I'm not saying these are better games in their context than HL1 and HL2, and they all owe a lot to what HL1 and HL2 did, but if all these games, and HL1 and HL2, released for the first time today, HL1 and HL2 would be to me at least some of the least interesting and impressive of that bunch. I feel like arena shooters and "boomer shooters" aged better because their appeal is more tied to addictive game mechanics and high skill ceilings than "being impressed by seeing what would have usually been a video cutscene done in-engine, in first person while being able to move for the first time" or "being impressed by seeing a physics puzzle for the first time in an FPS".
The Half-Life games, particularly HL1, had pretty good mechanics and were quite similar to those movement shooters/boomer shooters of yore... In fact I'd say one of the chief draws of the first game is that it does have a satisfying feel to it mechanics wise.
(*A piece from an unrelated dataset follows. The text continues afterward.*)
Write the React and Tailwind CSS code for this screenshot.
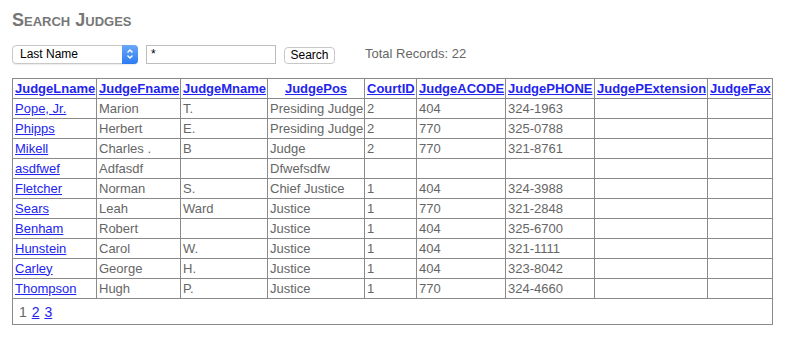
import React from "react";

const rows = [
  ["Pope, Jr.", "Marion", "T.", "Presiding Judge", "2", "404", "324-1963"],
  ["Phipps", "Herbert", "E.", "Presiding Judge", "2", "770", "325-0788"],
  ["Mikell", "Charles .", "B", "Judge", "2", "770", "321-8761"],
  ["asdfwef", "Adfasdf", "", "Dfwefsdfw", "", "", ""],
  ["Fletcher", "Norman", "S.", "Chief Justice", "1", "404", "324-3988"],
  ["Sears", "Leah", "Ward", "Justice", "1", "770", "321-2848"],
  ["Benham", "Robert", "", "Justice", "1", "404", "325-6700"],
  ["Hunstein", "Carol", "W.", "Justice", "1", "404", "321-1111"],
  ["Carley", "George", "H.", "Justice", "1", "404", "323-8042"],
  ["Thompson", "Hugh", "P.", "Justice", "1", "770", "324-4660"],
];

const headers = [
  ["JudgeLname", 84],
  ["JudgeFname", 84],
  ["JudgeMname", 87],
  ["JudgePos", 97],
  ["CourtID", 52],
  ["JudgeACODE", 89],
  ["JudgePHONE", 89],
  ["JudgePExtension", 113],
  ["JudgeFax", 65],
];

const link = "text-[#2424f0] underline";

export default function App() {
  return (
    <div className="bg-white w-[787px] h-[340px] pl-3 pt-[9px] text-[13px] text-[#666] font-['Liberation_Sans',Arial,sans-serif]">
      <h1 className="text-[18px] font-bold text-[#777] leading-[22px] [font-variant:small-caps]">
        Search Judges
      </h1>

      <div className="flex items-center mt-[13px] h-[20px]">
        <div className="flex items-center w-[126px] h-[19px] border border-[#c8c8c8] rounded-[4px] bg-white shadow-[0_1px_1px_rgba(0,0,0,0.08)]">
          <span className="flex-1 pl-[7px] text-[12px] text-black leading-none">Last Name</span>
          <span className="w-[16px] h-[19px] -mr-px rounded-r-[4px] bg-[linear-gradient(#6aa7f7,#2c7cf0)] flex items-center justify-center">
            <svg width="8" height="12" viewBox="0 0 8 12" fill="none" stroke="white" strokeWidth="1.4">
              <path d="M1.5 4.5 L4 2 L6.5 4.5" />
              <path d="M1.5 7.5 L4 10 L6.5 7.5" />
            </svg>
          </span>
        </div>
        <div className="ml-[8px] w-[130px] h-[19px] border border-[#bdbdbd] bg-white pl-[4px] text-[12px] text-black leading-[17px]">
          *
        </div>
        <button className="ml-[8px] w-[51px] h-[17px] mt-[2px] border border-[#c8c8c8] rounded-[4px] bg-white text-[12px] text-black leading-none">
          Search
        </button>
        <span className="ml-[30px] text-[13px] text-[#666]">Total Records: 22</span>
      </div>

      <table className="mt-[14px] border-collapse border border-[#8a8a8a] table-fixed w-[760px]">
        <colgroup>
          {headers.map(([h, w]) => (
            <col key={h} style={{ width: w }} />
          ))}
        </colgroup>
        <thead>
          <tr className="h-[20px]">
            {headers.map(([h]) => (
              <th key={h} className="border border-[#8a8a8a] px-[2px] py-0 text-[13px] font-bold text-center whitespace-nowrap leading-[18px]">
                <span className={link}>{h}</span>
              </th>
            ))}
          </tr>
        </thead>
        <tbody>
          {rows.map((r) => (
            <tr key={r[0]} className="h-[20px]">
              <td className="border border-[#8a8a8a] px-[2px] leading-[18px]">
                <span className={link}>{r[0]}</span>
              </td>
              {r.slice(1).map((c, i) => (
                <td key={i} className="border border-[#8a8a8a] px-[2px] leading-[18px] whitespace-nowrap">
                  {c}
                </td>
              ))}
              <td className="border border-[#8a8a8a]" />
              <td className="border border-[#8a8a8a]" />
            </tr>
          ))}
          <tr className="h-[26px]">
            <td colSpan={9} className="border border-[#8a8a8a] pl-[6px] leading-[18px] text-[14px] [word-spacing:1px]">
              1 <span className={link}>2</span> <span className={link}>3</span>
            </td>
          </tr>
        </tbody>
      </table>
    </div>
  );
}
You have lots of mobility, your movement carries weight, as do the effects of the weapons you wield. You dodge a variety of projectiles. You dart in and out with your shotgun. It's not as mobile as something like Quake, but for a solo campaign based game it ranks among the best in my experience.
Compare with Halo or CoD, where things are much more sluggish, weightless, etc., all in order to play better with a controller. Those games have their own merits, of course, but as far as the feel of movement shooters goes, which I'd say is their chief virtue, HL does a much better job.
Even Half-Life 2 does pretty well. The vehicles are clunky but, again, they carry momentum, they dispense and absorb shocks, get yoinked down by gravity. There's an enjoyable physics to everything.
Beyond that, and this goes beyond mechanics and simplicity, but their other key asset is their personality. Their mix of capital w Weird elements, hodge podges of relatively exotic sci-fi ideas, their departure from rote action genre fare (burritos getting blown up in microwaves; involved characterizations; crowbars), sets them apart narratively from most other offerings. There's maybe a Twin Peaks vibe to it if I'm not mistaken, a bit offbeat. Games like Halo do the full-on action game approach very well, and that's what most shooters aspire to, but Half-Life's got it's own little niche storywise, and so gives us something of variety.